Scientists can change your music tastes by jolting your brain with magnets.
Researchers found they could increase or decrease people’s enjoyment of music by stimulating the front of the brain with magnets for just a few minutes according to daily mail.
The technique even changed how much money each person was willing to spend on the track.
The magnets could one day help treat the symptoms of disorders that affect the brain’s reward system, including depression, Parkinson’s disease and addiction.
Researchers asked 17 people to listen to pieces of music.
Participants were asked to rate how much pleasure they got out of the tracks, which were chosen by both the experimenters and the volunteers.
Study volunteers were also offered the chance to buy the songs with their own money.
Throughout each track, the researchers used a technique called transcranial magnetic stimulation (TMS) to stimulate part of the brain.
Using the magnets, the researchers either excited or inhibited a part of the brain called the dorsolateral prefrontal cortex.
Participants gave music higher ratings when this region was excited, and were willing to spend 10 per cent more money to buy songs they had not selected than they were in control experiments.
When the region was inhibited, volunteers gave the music lower ratings and parted with 15 per cent less cash.

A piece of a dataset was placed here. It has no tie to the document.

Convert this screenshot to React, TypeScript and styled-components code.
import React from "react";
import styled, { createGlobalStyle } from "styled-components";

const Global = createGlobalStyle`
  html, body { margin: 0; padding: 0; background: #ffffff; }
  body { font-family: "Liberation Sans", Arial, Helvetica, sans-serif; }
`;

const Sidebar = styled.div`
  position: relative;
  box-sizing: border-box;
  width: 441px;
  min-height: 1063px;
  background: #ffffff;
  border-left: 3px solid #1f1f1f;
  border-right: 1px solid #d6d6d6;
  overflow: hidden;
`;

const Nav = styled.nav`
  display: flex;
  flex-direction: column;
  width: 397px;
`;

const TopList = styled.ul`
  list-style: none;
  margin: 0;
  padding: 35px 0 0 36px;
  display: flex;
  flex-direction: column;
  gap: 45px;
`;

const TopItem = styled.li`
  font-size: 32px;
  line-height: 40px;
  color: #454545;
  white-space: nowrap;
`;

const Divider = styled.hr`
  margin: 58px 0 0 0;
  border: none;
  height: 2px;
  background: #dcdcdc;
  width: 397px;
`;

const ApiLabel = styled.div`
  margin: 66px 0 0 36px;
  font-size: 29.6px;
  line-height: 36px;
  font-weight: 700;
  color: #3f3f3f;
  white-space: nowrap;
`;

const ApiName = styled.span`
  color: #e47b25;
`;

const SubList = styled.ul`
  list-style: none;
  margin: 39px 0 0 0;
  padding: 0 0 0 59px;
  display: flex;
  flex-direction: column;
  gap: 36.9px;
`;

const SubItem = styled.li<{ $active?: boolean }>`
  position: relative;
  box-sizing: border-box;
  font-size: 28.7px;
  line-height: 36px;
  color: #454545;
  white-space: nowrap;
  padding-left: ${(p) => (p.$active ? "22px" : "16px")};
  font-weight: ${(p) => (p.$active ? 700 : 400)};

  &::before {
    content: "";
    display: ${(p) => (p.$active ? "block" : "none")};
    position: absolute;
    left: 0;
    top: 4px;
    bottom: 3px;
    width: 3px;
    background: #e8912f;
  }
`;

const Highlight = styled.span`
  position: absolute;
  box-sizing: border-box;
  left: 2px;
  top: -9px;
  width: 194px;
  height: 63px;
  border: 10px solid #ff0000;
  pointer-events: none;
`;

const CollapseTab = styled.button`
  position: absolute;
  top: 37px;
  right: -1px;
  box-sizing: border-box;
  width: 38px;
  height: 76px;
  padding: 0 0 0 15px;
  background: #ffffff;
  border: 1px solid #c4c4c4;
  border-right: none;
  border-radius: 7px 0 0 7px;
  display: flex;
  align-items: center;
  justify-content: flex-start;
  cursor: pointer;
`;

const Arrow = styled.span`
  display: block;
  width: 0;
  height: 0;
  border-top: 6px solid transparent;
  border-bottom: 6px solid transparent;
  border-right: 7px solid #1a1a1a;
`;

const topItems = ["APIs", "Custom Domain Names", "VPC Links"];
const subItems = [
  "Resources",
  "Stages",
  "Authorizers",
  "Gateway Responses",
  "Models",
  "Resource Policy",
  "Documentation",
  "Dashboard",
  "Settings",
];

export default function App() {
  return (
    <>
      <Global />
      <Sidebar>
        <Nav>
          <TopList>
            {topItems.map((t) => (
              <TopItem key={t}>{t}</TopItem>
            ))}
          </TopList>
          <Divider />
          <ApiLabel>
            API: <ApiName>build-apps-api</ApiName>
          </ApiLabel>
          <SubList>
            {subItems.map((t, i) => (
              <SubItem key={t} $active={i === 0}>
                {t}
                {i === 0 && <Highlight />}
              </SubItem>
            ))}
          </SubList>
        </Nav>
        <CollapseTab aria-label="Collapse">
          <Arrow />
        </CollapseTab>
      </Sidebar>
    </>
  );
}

Previous research has shown that applying TMS to the dorsolateral prefrontal cortex can change how much dopamine the brain releases.
Specifically, the technique can change how much dopamine is released in the striatum, a deep brain region involved in reward processing.
Our striatum is active during our peak experience of musical pleasure, according to previous research.
‘The physiology had been established, but the idea that you could make people like music more or less was a little bit science-fiction,’ study lead author Dr Robert Zatorre said.
This mechanism is unlikely to be particular to pleasure experienced from music, and may apply to other types of stimuli, he added.
The research could be used to treat brain disorders where sufferers experience apathy, or the inability to enjoy experiences they previously took pleasure in.
‘A big part of therapy could be to enhance their well-being by modulating the reward system so that it’s more responsive to pleasurable stimuli,’ Dr Zatorre said.
The research could also help people whose brain reward system needs to be dampened, such as those with addictive or obsessive behaviours.